The hostages made no comment to dozens of reporters gathered at the airport. An hour after arriving in Villavicencio, they were hustled aboard a government airplane and flown to Bogota, the capital.

President Juan Manuel Santos addressed the nation an hour after their arrival. He said he “valued” the gesture of the release, but he said FARC still owes the nation an accounting of the whereabouts of hundreds of civilian hostages believed to remain in captivity.

“It’s not sufficient,” Santos said. “The nation, the world, demands the liberty of all kidnap victims.”

The dubious honor of longest-held hostages belongs to army sergeants Luis Alfonso Beltran and Luis Arturo Arcia, taken in February 1998.

Over the last 15 years, FARC has taken about 500 military and political hostages, many of them survivors of clashes in which army or police bases were overrun, a common result of battles before the military began receiving $7 billion in U.S. military aid under Plan Colombia, starting in 2000.

The practice of kidnapping for political ends gained the rebels little public sympathy, however, and served to delegitimize their movement in the eyes of most Colombians, analysts say.

The release comes amid renewed hopes for a peace agreement between the government and FARC, which have been at war since the mid-1960s. Along with the rebels’ promise to renounce kidnapping, the release has been interpreted by some as a sign the guerrillas are ready to negotiate.

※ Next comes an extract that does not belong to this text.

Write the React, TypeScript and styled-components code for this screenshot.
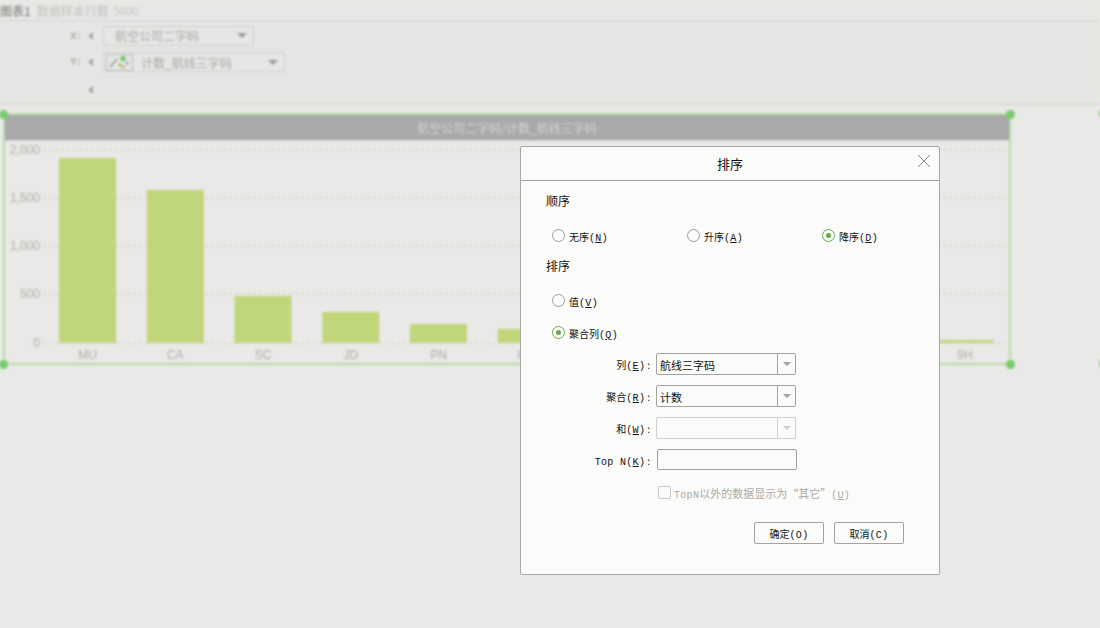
import React from "react";
import styled, { createGlobalStyle } from "styled-components";

const CJK = `"Noto Sans CJK SC", "Liberation Sans", sans-serif`;
const MONO = `"Liberation Mono", "Noto Sans CJK SC", monospace`;

const GlobalStyle = createGlobalStyle`
  html, body { margin: 0; padding: 0; }
  body { width: 1100px; height: 628px; overflow: hidden; background: #e9e9e7; font-family: ${CJK}; }
`;

const Screen = styled.div`
  position: relative;
  width: 1100px;
  height: 628px;
  overflow: hidden;
  background: #e9e9e7;
`;

const Backdrop = styled.div`
  width: 1100px;
  height: 628px;
  filter: blur(0.8px);
  color: #adadab;
`;

const TopBar = styled.div`
  height: 20px;
  display: flex;
  align-items: center;
  gap: 6px;
  font-size: 12px;
  border-bottom: 2px solid #dcdcda;
  background: #e7e7e5;
`;

const TopTitle = styled.span`
  color: #7e7e7c;
`;

const TopMeta = styled.span`
  color: #c4c4c2;
`;

const TopCount = styled.span`
  color: #c8c8c6;
  font-size: 11px;
  margin-left: -1px;
`;

const AxisPanel = styled.div`
  height: 80px;
  padding-top: 1px;
  background: #e6e6e4;
  border-bottom: 2px solid #d9d9d7;
`;

const AxisRow = styled.div`
  height: 27px;
  padding-left: 70px;
  display: flex;
  align-items: center;
  border-bottom: 1px solid #e0e0de;
  box-sizing: border-box;
  &:first-child { height: 26px; }
  &:last-child { border-bottom: none; }
`;

const AxisLabel = styled.span`
  width: 18px;
  font: bold 11px ${MONO};
  letter-spacing: -1px;
  color: #b2b2b0;
`;

const CollapseArrow = styled.i`
  width: 0;
  height: 0;
  margin-right: 10px;
  border-style: solid;
  border-width: 4px 5px 4px 0;
  border-color: transparent #a8a8a6 transparent transparent;
`;

const Picker = styled.div<{ $width: number }>`
  width: ${(p) => p.$width}px;
  height: 20px;
  box-sizing: border-box;
  display: flex;
  align-items: center;
  gap: 8px;
  border: 1px solid #cfcfcd;
  border-radius: 2px;
  font-size: 12px;
  color: #adadab;
  padding: 0 6px 0 2px;
`;

const PickerText = styled.span<{ $indent?: number }>`
  flex: 1;
  padding-left: ${(p) => p.$indent ?? 0}px;
`;

const PickerCaret = styled.i`
  width: 0;
  height: 0;
  border-style: solid;
  border-width: 5px 5px 0;
  border-color: #9c9c9a transparent transparent;
`;

const ChartIconBox = styled.span`
  width: 27px;
  height: 17px;
  box-sizing: border-box;
  border: 1px solid #bcbcba;
  display: flex;
  align-items: center;
  justify-content: center;
`;

const Widget = styled.div`
  position: relative;
  margin: 8px 0 0 3px;
  width: 1008px;
  height: 252px;
  box-sizing: border-box;
  border: 2px solid #b6dba8;
`;

const Handle = styled.i<{ $x: string; $y: string }>`
  position: absolute;
  width: 9px;
  height: 9px;
  border-radius: 50%;
  background: #79cc6c;
  ${(p) => p.$x}: ${(p) => (p.$x === "left" ? "-6.5px" : "-5.5px")};
  ${(p) => p.$y}: -5.5px;
`;

const ChartTitle = styled.div`
  height: 25px;
  background: #a9a9a9;
  color: #d4d4d4;
  font-size: 12px;
  display: flex;
  align-items: center;
  justify-content: center;
  border-bottom: 1px solid #d0d0ce;
`;

const EdgeHandle = styled.i<{ $top: number }>`
  position: absolute;
  right: -8px;
  top: ${(p) => p.$top}px;
  width: 9px;
  height: 9px;
  border-radius: 50%;
  background: #8ac97e;
`;

const Dialog = styled.div`
  position: absolute;
  left: 520px;
  top: 146px;
  width: 420px;
  height: 429px;
  box-sizing: border-box;
  background: #fbfbf9;
  border: 1px solid #a8a8a6;
  border-radius: 2px;
  color: #111;
  font-size: 11px;
`;

const DialogHead = styled.div`
  position: relative;
  height: 34px;
  box-sizing: border-box;
  border-bottom: 1px solid #a0a09e;
  display: flex;
  align-items: center;
  justify-content: center;
  font-size: 13px;
`;

const CloseButton = styled.svg`
  position: absolute;
  right: 8px;
  top: 7px;
`;

const DialogBody = styled.div`
  padding: 12px 0 0 25px;
`;

const GroupTitle = styled.div<{ $top?: number }>`
  height: 16px;
  line-height: 16px;
  font-size: 12px;
  margin-top: ${(p) => p.$top ?? 0}px;
`;

const RadioRow = styled.div<{ $top: number }>`
  display: flex;
  margin-top: ${(p) => p.$top}px;
  padding-left: 6px;
  height: 14px;
  align-items: center;
`;

const RadioItem = styled.label<{ $width?: number }>`
  display: flex;
  align-items: center;
  gap: 4px;
  width: ${(p) => (p.$width ? `${p.$width}px` : "auto")};
`;

const RadioDot = styled.span<{ $on?: boolean }>`
  width: 13px;
  height: 13px;
  margin-top: -1px;
  box-sizing: border-box;
  border-radius: 50%;
  background: #fbfbf9;
  border: 1px solid ${(p) => (p.$on ? "#6aa84f" : "#9a9a98")};
  display: flex;
  align-items: center;
  justify-content: center;
  &::after {
    content: "";
    width: 5px;
    height: 5px;
    border-radius: 50%;
    background: ${(p) => (p.$on ? "#6aa84f" : "transparent")};
  }
`;

const Label = styled.span<{ $muted?: boolean }>`
  font-size: ${(p) => (p.$muted ? 11 : 10)}px;
  white-space: nowrap;
  color: ${(p) => (p.$muted ? "#aaaaa8" : "#111")};
`;

const Key = styled.span`
  font-family: ${MONO};
  font-size: 10px;
  letter-spacing: 0.3px;
  u { text-underline-offset: 1px; }
`;

const FormGrid = styled.div`
  margin: 13px 0 0 0;
  display: grid;
  grid-template-columns: 110px auto;
  row-gap: 10px;
  justify-content: start;
`;

const FieldLabel = styled.div`
  height: 22px;
  display: flex;
  align-items: center;
  justify-content: flex-end;
  gap: 2px;
  padding-right: 6px;
  font-size: 10px;
  color: #111;
`;

const SelectBox = styled.div<{ $disabled?: boolean }>`
  width: 140px;
  height: 22px;
  box-sizing: border-box;
  border: 1px solid ${(p) => (p.$disabled ? "#cfcfcd" : "#a2a2a0")};
  border-radius: 2px;
  display: flex;
  align-items: center;
  font-size: 11px;
  padding-left: 3px;
`;

const SelectValue = styled.span`
  flex: 1;
  padding-top: 2px;
`;

const SelectArrow = styled.span<{ $disabled?: boolean }>`
  width: 18px;
  height: 100%;
  box-sizing: border-box;
  border-left: 1px solid ${(p) => (p.$disabled ? "#cfcfcd" : "#a2a2a0")};
  display: flex;
  align-items: center;
  justify-content: center;
  &::after {
    content: "";
    border-style: solid;
    border-width: 4px 4px 0;
    border-color: ${(p) => (p.$disabled ? "#cfcfcd" : "#a2a2a0")} transparent transparent;
  }
`;

const TextBox = styled.div`
  width: 140px;
  height: 21px;
  margin-left: 1px;
  box-sizing: border-box;
  border: 1px solid #a2a2a0;
  border-radius: 2px;
`;

const CheckRow = styled.div`
  margin: 15px 0 0 112px;
  display: flex;
  align-items: center;
  gap: 3px;
  height: 14px;
`;

const CheckBox = styled.span`
  width: 13px;
  height: 13px;
  margin-top: -2px;
  box-sizing: border-box;
  border: 1px solid #c8c8c6;
  border-radius: 2px;
`;

const ButtonRow = styled.div`
  margin: 22px 35px 0 0;
  display: flex;
  justify-content: flex-end;
  gap: 10px;
`;

const DialogButton = styled.button`
  width: 70px;
  height: 22px;
  padding: 0;
  background: transparent;
  border: 1px solid #a2a2a0;
  border-radius: 2px;
  color: #111;
  font-family: ${CJK};
  font-size: 10px;
`;

const ChartSvg = styled.svg`
  display: block;
  text {
    font-family: "Liberation Sans", sans-serif;
    font-size: 12px;
    fill: #aeaeac;
  }
`;

// one slot per airline, left to right; the ones behind the dialog have no visible label
const bars = [
  { top: 158, name: "MU" },
  { top: 190, name: "CA" },
  { top: 296, name: "SC" },
  { top: 312, name: "JD" },
  { top: 324, name: "PN" },
  { top: 329, name: "HU" },
  { top: 332, name: "" },
  { top: 334, name: "" },
  { top: 336, name: "" },
  { top: 338, name: "" },
  { top: 340, name: "9H" },
];

const SLOT = 87.75;
const BAR_WIDTH = 57;

const ticks = [
  { y: 150, label: "2,000" },
  { y: 198, label: "1,500" },
  { y: 246, label: "1,000" },
  { y: 294, label: "500" },
  { y: 343, label: "0" },
];

// plot coordinates are page coordinates shifted by the widget's content origin
const Chart = () => (
  <ChartSvg width="1004" height="222" viewBox="5 141 1004 222">
    {ticks.map((t) => (
      <g key={t.label}>
        <line x1="43" x2="1007" y1={t.y} y2={t.y} stroke="#c9c9c7" strokeDasharray="3 3" />
        <text x="40" y={t.y + 4} textAnchor="end">{t.label}</text>
      </g>
    ))}
    {bars.map((b, i) => {
      const x = 59 + SLOT * i;
      return (
        <g key={i}>
          <rect x={x} y={b.top} width={BAR_WIDTH} height={343 - b.top} fill="#c0d67b" />
          <text x={x + BAR_WIDTH / 2} y={359} textAnchor="middle">{b.name}</text>
        </g>
      );
    })}
  </ChartSvg>
);

const ChartGlyph = () => (
  <svg width="23" height="15" viewBox="0 0 23 15">
    <path d="M2 12 L9 4" stroke="#8f8f8d" strokeWidth="1.4" />
    <circle cx="15" cy="3.5" r="2.6" fill="#6fc060" />
    <circle cx="12" cy="10" r="1.8" fill="#86c87e" />
    <circle cx="15.5" cy="12" r="1.8" fill="#e8ab7c" />
    <circle cx="19" cy="8" r="1.8" fill="#88b4dc" />
  </svg>
);

const Hotkey = ({ k }: { k: string }) => (
  <Key>(<u>{k}</u>)</Key>
);

const Radio = ({ text, k, on, width }: { text: string; k: string; on?: boolean; width?: number }) => (
  <RadioItem $width={width}>
    <RadioDot $on={on} />
    <Label>{text}<Hotkey k={k} /></Label>
  </RadioItem>
);

export default function App() {
  return (
    <Screen>
      <GlobalStyle />
      <Backdrop>
        <TopBar>
          <TopTitle>图表1</TopTitle>
          <TopMeta>数据样本行数</TopMeta>
          <TopCount>5000</TopCount>
        </TopBar>
        <AxisPanel>
          <AxisRow>
            <AxisLabel>X:</AxisLabel>
            <CollapseArrow />
            <Picker $width={151}>
              <PickerText $indent={9}>航空公司二字码</PickerText>
              <PickerCaret />
            </Picker>
          </AxisRow>
          <AxisRow>
            <AxisLabel>Y:</AxisLabel>
            <CollapseArrow />
            <Picker $width={182}>
              <ChartIconBox><ChartGlyph /></ChartIconBox>
              <PickerText>计数_航线三字码</PickerText>
              <PickerCaret />
            </Picker>
          </AxisRow>
          <AxisRow>
            <AxisLabel />
            <CollapseArrow />
          </AxisRow>
        </AxisPanel>
        <Widget>
          <Handle $x="left" $y="top" />
          <Handle $x="right" $y="top" />
          <Handle $x="left" $y="bottom" />
          <Handle $x="right" $y="bottom" />
          <ChartTitle>航空公司二字码/计数_航线三字码</ChartTitle>
          <Chart />
        </Widget>
        <EdgeHandle $top={109} />
        <EdgeHandle $top={359} />
      </Backdrop>
      <Dialog>
        <DialogHead>
          排序
          <CloseButton width="14" height="14" viewBox="0 0 14 14">
            <path d="M1 1 L13 13 M13 1 L1 13" stroke="#8a8a88" strokeWidth="1" fill="none" />
          </CloseButton>
        </DialogHead>
        <DialogBody>
          <GroupTitle>顺序</GroupTitle>
          <RadioRow $top={20}>
            <Radio text="无序" k="N" width={135} />
            <Radio text="升序" k="A" width={135} />
            <Radio text="降序" k="D" on />
          </RadioRow>
          <GroupTitle $top={15}>排序</GroupTitle>
          <RadioRow $top={20}>
            <Radio text="值" k="V" />
          </RadioRow>
          <RadioRow $top={18}>
            <Radio text="聚合列" k="Q" on />
          </RadioRow>
          <FormGrid>
            <FieldLabel><span>列<Hotkey k="E" /></span><span>:</span></FieldLabel>
            <SelectBox><SelectValue>航线三字码</SelectValue><SelectArrow /></SelectBox>
            <FieldLabel><span>聚合<Hotkey k="R" /></span><span>:</span></FieldLabel>
            <SelectBox><SelectValue>计数</SelectValue><SelectArrow /></SelectBox>
            <FieldLabel><span>和<Hotkey k="W" /></span><span>:</span></FieldLabel>
            <SelectBox $disabled><SelectValue /><SelectArrow $disabled /></SelectBox>
            <FieldLabel><span><Key>Top N</Key><Hotkey k="K" /></span><span>:</span></FieldLabel>
            <TextBox />
          </FormGrid>
          <CheckRow>
            <CheckBox />
            <Label $muted><Key>TopN</Key>以外的数据显示为“其它”<Hotkey k="U" /></Label>
          </CheckRow>
          <ButtonRow>
            <DialogButton>确定<Key>(O)</Key></DialogButton>
            <DialogButton>取消<Key>(C)</Key></DialogButton>
          </ButtonRow>
        </DialogBody>
      </Dialog>
    </Screen>
  );
}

No peace talks are scheduled, however, and Santos’ government has denied rumors that one of the purposes of the president’s recent trip to Cuba was to enlist the help of Fidel and Raul Castro in persuading the rebels to come to the table.

In his address, Santos shot down speculation of any imminent peace talks. “I send a salute of freedom to the hostages, freedom that has been a long time coming,” he said. “Let no one be mistaken. We will continue to fight against violence with all the resources at hand.”

The Roman Catholic bishops of Colombia issued a statement Monday saying the release was a “necessary first step ... to end the scourge of fratricidal conflict and advance on the path to peace.”

The last time serious peace negotiations were held was the so-called Caguan talks from 1999 to 2002, when then-President Andres Pastrana declared a Switzerland-sized swath of territory a demilitarized zone for FARC as he and other government officials attempted to launch a peace process.

FARC never seriously engaged in negotiations, apparently using the time to strengthen its military position. The talks collapsed, and although FARC is a much weakened military force, hostilities continue.

In fact, March was one of the bloodiest months in recent years in terms of casualties suffered by the armed forces and guerrillas. Two different engagements in Meta and Arauca provinces saw 69 rebels die, and 11 army soldiers were killed in a March 17 ambush.

The FARC hostages perhaps best known in the United States were former Colombian presidential candidate Ingrid Betancourt and three American defense contractors —Marc Gonsalves, Keith Stansell and Thomas Howes. They, along with 11 others, were rescued in July 2008 in an elaborate ruse in which Colombian commandos posed as Red Cross functionaries.

Kraul and Gonzalez are special correspondents.